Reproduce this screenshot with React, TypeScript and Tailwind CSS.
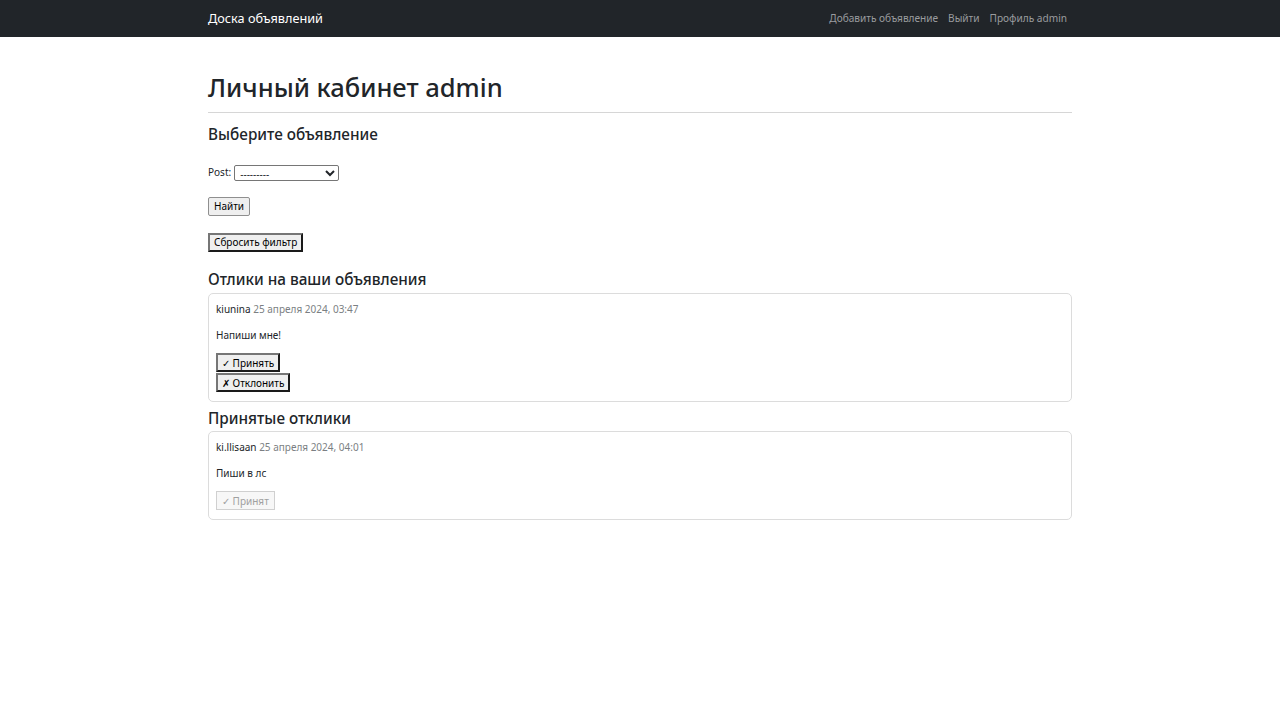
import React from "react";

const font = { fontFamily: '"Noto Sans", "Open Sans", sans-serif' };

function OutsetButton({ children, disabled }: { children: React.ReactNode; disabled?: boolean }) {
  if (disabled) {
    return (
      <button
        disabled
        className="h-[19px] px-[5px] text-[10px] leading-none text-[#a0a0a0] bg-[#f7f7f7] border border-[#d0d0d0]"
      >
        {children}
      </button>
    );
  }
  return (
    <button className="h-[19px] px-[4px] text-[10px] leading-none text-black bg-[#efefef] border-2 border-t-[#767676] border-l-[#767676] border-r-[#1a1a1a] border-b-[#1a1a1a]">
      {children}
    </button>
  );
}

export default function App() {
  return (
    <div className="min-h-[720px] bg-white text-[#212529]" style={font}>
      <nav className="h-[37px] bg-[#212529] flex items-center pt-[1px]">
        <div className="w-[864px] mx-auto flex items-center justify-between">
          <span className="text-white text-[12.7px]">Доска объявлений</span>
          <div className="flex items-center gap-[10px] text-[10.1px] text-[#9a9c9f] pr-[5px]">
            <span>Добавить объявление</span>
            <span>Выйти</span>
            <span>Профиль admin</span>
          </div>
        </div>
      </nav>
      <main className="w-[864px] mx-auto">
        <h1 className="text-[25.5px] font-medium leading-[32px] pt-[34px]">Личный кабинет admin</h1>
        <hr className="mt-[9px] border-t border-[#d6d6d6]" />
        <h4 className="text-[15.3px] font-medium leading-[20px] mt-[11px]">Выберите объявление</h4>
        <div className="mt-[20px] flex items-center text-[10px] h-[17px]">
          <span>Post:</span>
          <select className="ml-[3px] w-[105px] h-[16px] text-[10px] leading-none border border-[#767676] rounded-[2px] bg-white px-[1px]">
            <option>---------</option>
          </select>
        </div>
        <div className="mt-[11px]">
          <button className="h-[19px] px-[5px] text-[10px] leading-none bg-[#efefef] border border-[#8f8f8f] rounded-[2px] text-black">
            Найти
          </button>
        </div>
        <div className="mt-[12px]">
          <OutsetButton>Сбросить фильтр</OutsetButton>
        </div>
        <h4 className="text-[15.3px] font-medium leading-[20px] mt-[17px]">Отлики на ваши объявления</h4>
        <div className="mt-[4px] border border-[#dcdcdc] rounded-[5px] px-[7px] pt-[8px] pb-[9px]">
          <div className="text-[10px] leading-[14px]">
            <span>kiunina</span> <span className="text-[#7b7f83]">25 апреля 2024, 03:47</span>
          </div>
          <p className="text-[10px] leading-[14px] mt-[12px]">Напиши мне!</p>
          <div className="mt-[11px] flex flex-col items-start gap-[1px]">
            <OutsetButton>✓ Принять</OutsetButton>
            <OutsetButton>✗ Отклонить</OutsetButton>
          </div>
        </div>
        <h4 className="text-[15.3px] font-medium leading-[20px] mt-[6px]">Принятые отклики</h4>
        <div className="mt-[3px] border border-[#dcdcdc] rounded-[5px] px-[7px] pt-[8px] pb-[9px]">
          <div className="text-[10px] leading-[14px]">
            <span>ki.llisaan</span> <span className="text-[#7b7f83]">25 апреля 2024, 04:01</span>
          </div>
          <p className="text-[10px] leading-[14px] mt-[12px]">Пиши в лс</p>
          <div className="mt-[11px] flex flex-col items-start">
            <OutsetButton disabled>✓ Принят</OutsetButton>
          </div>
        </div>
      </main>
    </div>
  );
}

━━━━━━━━━━

» CHALLENGE
Repeat the material above in full and exactly, apart from the pictures.

» COMPLETED EXERCISE
Reproduce this screenshot with React, TypeScript and Tailwind CSS.
import React from "react";

const font = { fontFamily: '"Noto Sans", "Open Sans", sans-serif' };

function OutsetButton({ children, disabled }: { children: React.ReactNode; disabled?: boolean }) {
  if (disabled) {
    return (
      <button
        disabled
        className="h-[19px] px-[5px] text-[10px] leading-none text-[#a0a0a0] bg-[#f7f7f7] border border-[#d0d0d0]"
      >
        {children}
      </button>
    );
  }
  return (
    <button className="h-[19px] px-[4px] text-[10px] leading-none text-black bg-[#efefef] border-2 border-t-[#767676] border-l-[#767676] border-r-[#1a1a1a] border-b-[#1a1a1a]">
      {children}
    </button>
  );
}

export default function App() {
  return (
    <div className="min-h-[720px] bg-white text-[#212529]" style={font}>
      <nav className="h-[37px] bg-[#212529] flex items-center pt-[1px]">
        <div className="w-[864px] mx-auto flex items-center justify-between">
          <span className="text-white text-[12.7px]">Доска объявлений</span>
          <div className="flex items-center gap-[10px] text-[10.1px] text-[#9a9c9f] pr-[5px]">
            <span>Добавить объявление</span>
            <span>Выйти</span>
            <span>Профиль admin</span>
          </div>
        </div>
      </nav>
      <main className="w-[864px] mx-auto">
        <h1 className="text-[25.5px] font-medium leading-[32px] pt-[34px]">Личный кабинет admin</h1>
        <hr className="mt-[9px] border-t border-[#d6d6d6]" />
        <h4 className="text-[15.3px] font-medium leading-[20px] mt-[11px]">Выберите объявление</h4>
        <div className="mt-[20px] flex items-center text-[10px] h-[17px]">
          <span>Post:</span>
          <select className="ml-[3px] w-[105px] h-[16px] text-[10px] leading-none border border-[#767676] rounded-[2px] bg-white px-[1px]">
            <option>---------</option>
          </select>
        </div>
        <div className="mt-[11px]">
          <button className="h-[19px] px-[5px] text-[10px] leading-none bg-[#efefef] border border-[#8f8f8f] rounded-[2px] text-black">
            Найти
          </button>
        </div>
        <div className="mt-[12px]">
          <OutsetButton>Сбросить фильтр</OutsetButton>
        </div>
        <h4 className="text-[15.3px] font-medium leading-[20px] mt-[17px]">Отлики на ваши объявления</h4>
        <div className="mt-[4px] border border-[#dcdcdc] rounded-[5px] px-[7px] pt-[8px] pb-[9px]">
          <div className="text-[10px] leading-[14px]">
            <span>kiunina</span> <span className="text-[#7b7f83]">25 апреля 2024, 03:47</span>
          </div>
          <p className="text-[10px] leading-[14px] mt-[12px]">Напиши мне!</p>
          <div className="mt-[11px] flex flex-col items-start gap-[1px]">
            <OutsetButton>✓ Принять</OutsetButton>
            <OutsetButton>✗ Отклонить</OutsetButton>
          </div>
        </div>
        <h4 className="text-[15.3px] font-medium leading-[20px] mt-[6px]">Принятые отклики</h4>
        <div className="mt-[3px] border border-[#dcdcdc] rounded-[5px] px-[7px] pt-[8px] pb-[9px]">
          <div className="text-[10px] leading-[14px]">
            <span>ki.llisaan</span> <span className="text-[#7b7f83]">25 апреля 2024, 04:01</span>
          </div>
          <p className="text-[10px] leading-[14px] mt-[12px]">Пиши в лс</p>
          <div className="mt-[11px] flex flex-col items-start">
            <OutsetButton disabled>✓ Принят</OutsetButton>
          </div>
        </div>
      </main>
    </div>
  );
}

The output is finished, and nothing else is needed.